It almost always takes just a small group of people, sometimes only an individual, to change the course of history. And in the case of English poetry, particularly the British Romantic movement, the two most important figures are probably William Wordsworth and Samuel Taylor Coleridge, who are generally regarded as the founders of the Romantic poetry in Britain. Known for being simple, free-spirited, and against the rationalism of the Enlightenment, the poetry of Wordsworth and Coleridge was an artistic revolution, mirroring the political revolution going on in France at the time.
Aside from being the founders of the Romantic movement, each having claimed celebrity in his own right, Wordsworth and Coleridge shared something even deeper and more penetrating than a seat in literary history – a long, intimate, and sometimes turbulent relationship that can, in this day and age, only be termed a “bromance”.

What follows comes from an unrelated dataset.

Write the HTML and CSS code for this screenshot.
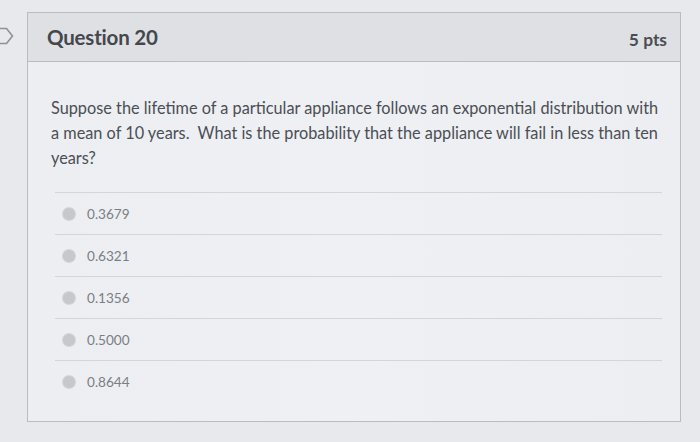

The ‘couple’ met when Coleridge was 24 and Wordsworth, 26. Coleridge started out as a fan-boy, basically. He became an admirer of Wordsworth after reading Descriptive Sketches in 1794, the second of Wordsworth’s publications, which scarcely caused a ripple in England’s literary scene at the time. Coleridge, like a true fan-boy, then proceeded to track down Wordsworth, finding him in his cottage. In any case, the two bonded over poetry and became very close friends, so much so that Wordsworth even bought a cottage near Coleridge’s house, so they could see each other all the time.
Their friendship led to the joint-publication of Lyrical Ballads, which was probably the defining point of the beginning of Romantic poetry. Although technically by Wordsworth, the book’s ‘opening act’ was Coleridge’s now-famous The Rime of the Ancient Mariner, published for the first time in 1798 in Wordsworth’s book. The Deserted Cottage, a separate publication containing the first two books of Wordsworth’s The Excursion, also had Coleridge’s imprint on it – it was his idea to extract these books from The Excursion. Although Wordsworth didn’t take Coleridge’s suggestion, the book was published posthumously in 1859.
Like all good tragic bromances, the relationship didn’t end well. Besides a clash of ideology and beliefs (mostly with regard to the French Revolution), Coleridge’s opium addiction began to drain their friendship. And also, like all good bromances, there was a woman involved – Wordsworth’s sister-in-law, Sara Hutchinson.